“I’m pretty excited myself, Miss Phyllisy,” said the Princess. “I’d like to rest a few minutes. What should you say to a few chocolates? You might look at the box, at least, if you don’t care to eat them. It’s a very pretty one.”
“Where is it?” asked Pat.
When she brought it to the Princess, they all crowded around her chair and admired the outside of the box. Then she lifted the cover slowly, to show the chocolates packed in rows of different shapes with crimpy paper, and little tongs to pick up the kind they wanted. And the Princess let them go down to the under layers to see if they were different.
Still, they were very anxious to go on and find out what happened; and when the Princess had rested and Phyllisy had attended to the fire—it would have needed it soon any way—they went back to their old places and the Princess began again.
“You know how Old Sol stays a little while every year in each of the Houses of the Zodiac?

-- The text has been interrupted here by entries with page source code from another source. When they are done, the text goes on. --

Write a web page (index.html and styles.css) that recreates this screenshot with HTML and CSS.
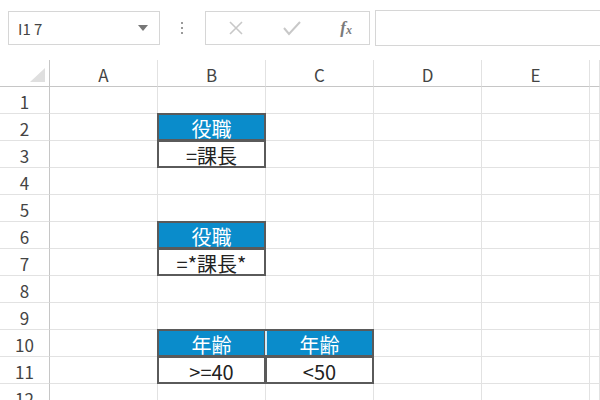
FILE: index.html
```html
<!DOCTYPE html>
<html lang="ja">
<head>
    <meta charset="UTF-8">
    <title>Excel - 条件</title>
    <link rel="stylesheet" href="styles.css">
</head>
<body>
    <div class="toolbar">
        <div class="namebox">
            <span>I1 7</span>
            <svg class="arrow" width="10" height="6" viewBox="0 0 10 6"><path d="M0 0 H10 L5 6 Z" fill="#777"/></svg>
        </div>
        <div class="dots"><i></i><i></i><i></i></div>
        <div class="fxbox">
            <svg width="16" height="16" viewBox="0 0 16 16"><path d="M2 2 L14 14 M14 2 L2 14" stroke="#c8c8c8" stroke-width="1.6" fill="none"/></svg>
            <svg width="18" height="16" viewBox="0 0 18 16"><path d="M1 8 L6 14 L17 2" stroke="#c8c8c8" stroke-width="2" fill="none"/></svg>
            <span class="fx">f<sub>x</sub></span>
        </div>
        <div class="formula"></div>
    </div>

    <div class="sheet">
        <div class="corner"><span class="tri"></span></div>
        <div class="colhead">A</div>
        <div class="colhead">B</div>
        <div class="colhead">C</div>
        <div class="colhead">D</div>
        <div class="colhead">E</div>
        <div class="colhead"></div>

        <div class="rowhead">1</div><div class="cell"></div><div class="cell"></div><div class="cell"></div><div class="cell"></div><div class="cell"></div><div class="cell"></div>
        <div class="rowhead">2</div><div class="cell"></div><div class="cell box head">役職</div><div class="cell"></div><div class="cell"></div><div class="cell"></div><div class="cell"></div>
        <div class="rowhead">3</div><div class="cell"></div><div class="cell box">=課長</div><div class="cell"></div><div class="cell"></div><div class="cell"></div><div class="cell"></div>
        <div class="rowhead">4</div><div class="cell"></div><div class="cell"></div><div class="cell"></div><div class="cell"></div><div class="cell"></div><div class="cell"></div>
        <div class="rowhead">5</div><div class="cell"></div><div class="cell"></div><div class="cell"></div><div class="cell"></div><div class="cell"></div><div class="cell"></div>
        <div class="rowhead">6</div><div class="cell"></div><div class="cell box head">役職</div><div class="cell"></div><div class="cell"></div><div class="cell"></div><div class="cell"></div>
        <div class="rowhead">7</div><div class="cell"></div><div class="cell box">=*課長*</div><div class="cell"></div><div class="cell"></div><div class="cell"></div><div class="cell"></div>
        <div class="rowhead">8</div><div class="cell"></div><div class="cell"></div><div class="cell"></div><div class="cell"></div><div class="cell"></div><div class="cell"></div>
        <div class="rowhead">9</div><div class="cell"></div><div class="cell"></div><div class="cell"></div><div class="cell"></div><div class="cell"></div><div class="cell"></div>
        <div class="rowhead">10</div><div class="cell"></div><div class="cell box head">年齢</div><div class="cell box head join">年齢</div><div class="cell"></div><div class="cell"></div><div class="cell"></div>
        <div class="rowhead">11</div><div class="cell"></div><div class="cell box">&gt;=40</div><div class="cell box">&lt;50</div><div class="cell"></div><div class="cell"></div><div class="cell"></div>
        <div class="rowhead">12</div><div class="cell"></div><div class="cell"></div><div class="cell"></div><div class="cell"></div><div class="cell"></div><div class="cell"></div>
    </div>
</body>
</html>
```

FILE: styles.css
```css
body {
    margin: 0;
    background: #fff;
    font-family: "Noto Sans CJK JP", "Noto Sans", sans-serif;
    color: #222;
    overflow: hidden;
}
/* Formula bar */
.toolbar {
    display: flex;
    align-items: center;
    height: 60px;
    padding: 0 0 4px 8px;
    box-sizing: border-box;
}
.namebox {
    display: flex;
    align-items: center;
    justify-content: space-between;
    width: 152px;
    height: 34px;
    box-sizing: border-box;
    border: 1px solid #d6d6d6;
    padding: 0 11px 0 9px;
    font-size: 15px;
    color: #444;
}
.dots {
    display: flex;
    flex-direction: column;
    gap: 3px;
    margin: 0 22px 0 21px;
}
.dots i {
    width: 2px;
    height: 2px;
    background: #9a9a9a;
}
.fxbox {
    display: flex;
    align-items: center;
    justify-content: space-between;
    width: 165px;
    height: 34px;
    box-sizing: border-box;
    border: 1px solid #d6d6d6;
    padding: 0 17px 0 22px;
}
.fx {
    font-family: "Liberation Serif", serif;
    font-style: italic;
    font-weight: bold;
    font-size: 17px;
    color: #7a7a7a;
}
.fx sub {
    font-size: 12px;
    vertical-align: -1px;
}
.formula {
    flex: 1;
    height: 34px;
    margin-left: 5px;
    border: 1px solid #d6d6d6;
    border-right: none;
}
/* Grid */
.sheet {
    display: grid;
    grid-template-columns: 50px repeat(5, 108px) 1fr;
    grid-template-rows: 27px repeat(12, 27px);
}
.corner {
    position: relative;
    border-right: 1px solid #c6c6c6;
    border-bottom: 1px solid #c6c6c6;
}
.tri {
    position: absolute;
    left: 30px;
    top: 8px;
    width: 0;
    height: 0;
    border-left: 15px solid transparent;
    border-bottom: 14px solid #dfdfdf;
}
.colhead {
    display: flex;
    align-items: center;
    justify-content: center;
    padding-top: 2px;
    font-size: 17px;
    color: #444;
    border-right: 1px solid #e2e2e2;
    border-bottom: 1px solid #c6c6c6;
}
.rowhead {
    display: flex;
    align-items: center;
    justify-content: center;
    padding-top: 3px;
    font-size: 17px;
    color: #444;
    border-right: 1px solid #c6c6c6;
    border-bottom: 1px solid #e2e2e2;
}
.cell {
    display: flex;
    align-items: center;
    justify-content: center;
    padding-top: 2px;
    border-right: 1px solid #e2e2e2;
    border-bottom: 1px solid #e2e2e2;
    font-size: 20px;
}
.box {
    position: relative;
}
.box::after {
    content: "";
    position: absolute;
    inset: -1px;
    border: 2px solid #5a5a5a;
    pointer-events: none;
}
.head {
    background: #0a8ccb;
    color: #fff;
}
/* light divider between adjacent header cells */
.join::before {
    content: "";
    position: absolute;
    left: -1px;
    top: 1px;
    bottom: 1px;
    width: 2px;
    background: #d4e9f5;
    z-index: 1;
}
```
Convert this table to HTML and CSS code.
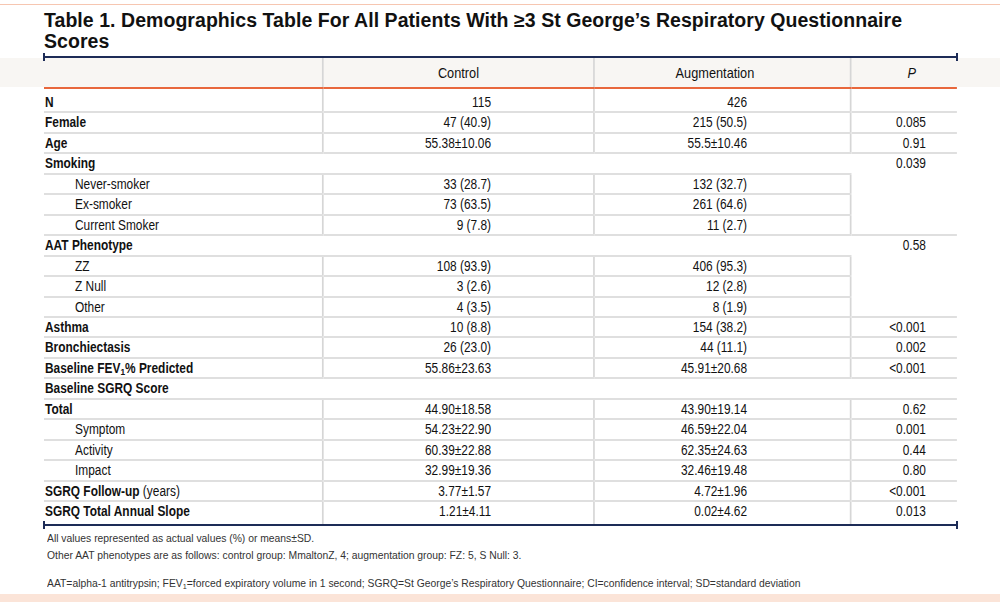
FILE: index.html
```html
<!DOCTYPE html>
<html lang="en">
<head>
<meta charset="utf-8">
<title>Table 1. Demographics</title>
<link rel="stylesheet" href="styles.css">
</head>
<body>
<div class="page">
  <h1 class="title">Table 1. Demographics Table For All Patients With ≥3 St George’s Respiratory Questionnaire Scores</h1>
  <div class="rule"></div>
  <div class="band">
    <table class="demo">
      <colgroup>
        <col class="col-label">
        <col class="col-ctrl">
        <col class="col-aug">
        <col class="col-p">
      </colgroup>
      <thead>
        <tr>
          <th></th>
          <th class="v">Control</th>
          <th class="v h-aug">Augmentation</th>
          <th class="v h-p"><i>P</i></th>
        </tr>
      </thead>
      <tbody>
        <tr class="first">
          <td class="lab">N</td><td class="v n1">115</td><td class="v n2">426</td><td class="v np"></td>
        </tr>
        <tr>
          <td class="lab">Female</td><td class="v n1">47 (40.9)</td><td class="v n2">215 (50.5)</td><td class="v np">0.085</td>
        </tr>
        <tr>
          <td class="lab">Age</td><td class="v n1">55.38±10.06</td><td class="v n2">55.5±10.46</td><td class="v np">0.91</td>
        </tr>
        <tr>
          <td class="lab" colspan="3">Smoking</td><td class="np open">0.039</td>
        </tr>
        <tr>
          <td class="lab sub">Never-smoker</td><td class="v n1">33 (28.7)</td><td class="v n2">132 (32.7)</td><td class="v np open"></td>
        </tr>
        <tr>
          <td class="lab sub">Ex-smoker</td><td class="v n1">73 (63.5)</td><td class="v n2">261 (64.6)</td><td class="v np open"></td>
        </tr>
        <tr>
          <td class="lab sub">Current Smoker</td><td class="v n1">9 (7.8)</td><td class="v n2">11 (2.7)</td><td class="v np"></td>
        </tr>
        <tr>
          <td class="lab" colspan="3">AAT Phenotype</td><td class="np open">0.58</td>
        </tr>
        <tr>
          <td class="lab sub">ZZ</td><td class="v n1">108 (93.9)</td><td class="v n2">406 (95.3)</td><td class="v np open"></td>
        </tr>
        <tr>
          <td class="lab sub">Z Null</td><td class="v n1">3 (2.6)</td><td class="v n2">12 (2.8)</td><td class="v np open"></td>
        </tr>
        <tr>
          <td class="lab sub">Other</td><td class="v n1">4 (3.5)</td><td class="v n2">8 (1.9)</td><td class="v np"></td>
        </tr>
        <tr>
          <td class="lab">Asthma</td><td class="v n1">10 (8.8)</td><td class="v n2">154 (38.2)</td><td class="v np">&lt;0.001</td>
        </tr>
        <tr>
          <td class="lab">Bronchiectasis</td><td class="v n1">26 (23.0)</td><td class="v n2">44 (11.1)</td><td class="v np">0.002</td>
        </tr>
        <tr>
          <td class="lab">Baseline FEV<sub>1</sub>% Predicted</td><td class="v n1">55.86±23.63</td><td class="v n2">45.91±20.68</td><td class="v np">&lt;0.001</td>
        </tr>
        <tr>
          <td class="lab" colspan="4">Baseline SGRQ Score</td>
        </tr>
        <tr>
          <td class="lab">Total</td><td class="v n1">44.90±18.58</td><td class="v n2">43.90±19.14</td><td class="v np">0.62</td>
        </tr>
        <tr>
          <td class="lab sub">Symptom</td><td class="v n1">54.23±22.90</td><td class="v n2">46.59±22.04</td><td class="v np">0.001</td>
        </tr>
        <tr>
          <td class="lab sub">Activity</td><td class="v n1">60.39±22.88</td><td class="v n2">62.35±24.63</td><td class="v np">0.44</td>
        </tr>
        <tr>
          <td class="lab sub">Impact</td><td class="v n1">32.99±19.36</td><td class="v n2">32.46±19.48</td><td class="v np">0.80</td>
        </tr>
        <tr>
          <td class="lab">SGRQ Follow-up <span class="reg">(years)</span></td><td class="v n1">3.77±1.57</td><td class="v n2">4.72±1.96</td><td class="v np">&lt;0.001</td>
        </tr>
        <tr class="last">
          <td class="lab">SGRQ Total Annual Slope</td><td class="v n1">1.21±4.11</td><td class="v n2">0.02±4.62</td><td class="v np">0.013</td>
        </tr>
      </tbody>
    </table>
  </div>
  <div class="rule"></div>
  <div class="notes">
    <p>All values represented as actual values (%) or means±SD.</p>
    <p>Other AAT phenotypes are as follows: control group: MmaltonZ, 4; augmentation group: FZ: 5, S Null: 3.</p>
    <p class="abbr">AAT=alpha-1 antitrypsin; FEV<sub>1</sub>=forced expiratory volume in 1 second; SGRQ=St George’s Respiratory Questionnaire; CI=confidence interval; SD=standard deviation</p>
  </div>
  <div class="foot-band"></div>
</div>
</body>
</html>
```

FILE: styles.css
```css
html, body {
  margin: 0;
  padding: 0;
  background: #ffffff;
  overflow: hidden;
}

body {
  padding-top: 4px;
  font-family: "Liberation Sans", Arial, sans-serif;
  color: #111111;
}

.page {
  width: 1000px;
  height: 597px;
  border-top: 1px solid #f6c6b1;
  display: flex;
  flex-direction: column;
}

.title {
  width: 900px;
  margin: 5px 0 4px 44px;
  font-weight: 700;
  font-size: 19.5px;
  line-height: 21px;
  letter-spacing: 0.05px;
  color: #111111;
}

.rule {
  position: relative;
  margin: 0 42px 0 43px;
  height: 0;
  border-top: 2px solid #1d2c57;
}

.rule::before,
.rule::after {
  content: "";
  position: absolute;
  top: -5px;
  width: 2px;
  height: 8px;
  background: #1d2c57;
}

.rule::before { left: 0; }
.rule::after { right: 0; }

.band {
  padding: 0 43px 0 44px;
  background: linear-gradient(#f8f6f3, #f8f6f3) 0 0 / 100% 29px no-repeat;
}

/* The table is set in a condensed face: Liberation Sans squeezed horizontally */
.demo {
  width: 1074px;
  border-collapse: collapse;
  table-layout: fixed;
  font-size: 14px;
  transform: scaleX(0.85);
  transform-origin: 0 0;
}

.col-label { width: 328.2px; }
.col-ctrl { width: 318.8px; }
.col-aug { width: 302.35px; }
.col-p { width: 124.65px; }

.demo th {
  height: 29px;
  padding: 0;
  font-weight: 400;
  font-size: 15px;
  text-align: center;
  border-bottom: 2px solid #e8673c;
}

.demo th.h-aug { padding-right: 17.6px; }
.demo th.h-p { padding-left: 17.6px; }

.demo td {
  padding: 0;
  line-height: 18.45px;
  white-space: nowrap;
  border-bottom: 2px solid #dfdfdf;
}

.demo .v {
  border-left: 2px solid #d6d6d6;
}

.demo .lab {
  font-weight: 700;
  padding-left: 1.2px;
}

.demo .lab.sub {
  font-weight: 400;
  padding-left: 36.5px;
}

.demo .lab sub,
.notes sub {
  font-size: 70%;
  line-height: 0;
  vertical-align: -2px;
}

.demo .reg { font-weight: 400; }

.demo .n1 {
  text-align: right;
  padding-right: 120px;
}

.demo .n2 {
  text-align: right;
  padding-right: 121.2px;
}

.demo .np {
  text-align: right;
  padding-right: 36.5px;
  vertical-align: top;
}

.demo .np.open {
  border-bottom: 0;
}

.demo tr.first td { padding-top: 4px; }
.demo tr.last td {
  padding-bottom: 3px;
  border-bottom: 0;
}

.notes {
  padding: 4px 0 0 47px;
  font-size: 11px;
  line-height: 17px;
  color: #333333;
  flex: 1;
}

.notes p {
  margin: 0;
  white-space: nowrap;
  transform: scaleX(0.94);
  transform-origin: 0 0;
}

.notes .abbr {
  margin-top: 11px;
}

.foot-band {
  height: 8px;
  background: #fbe4d8;
}
```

“It happened, when he glanced through the long slit in the clouds at Torquillon and the two ships, that he was making his visit to the Gemini Brothers; and that was very fortunate, because it gave him an idea.
“It was only a glimpse he had of that chase, but it was enough to show him that it was going to be hard times for the Jane Ellen and the Reindeer unless something were done for them before it was too late. And Castor and Pollux were right at hand and able to do it, so it was the most natural thing that he should send them.”
“And they’re specially for sailors—friends,” remarked Pat.
“Specially; Sol knew it. ‘Now’s your chance,’ he said, ‘you ground-and-lofty tumblers. Tumble right down, or that wicked Torquillon will have the Jane Ellen and the Reindeer made into kindling wood—if they don’t run ashore first, in the dark.’
“The darkness came so suddenly on the ships when the clouds closed down in the West, that it was bewildering. And they were so surprised and disappointed that Torquillon had not fallen into the trap they had laid for him that they hardly knew what to do.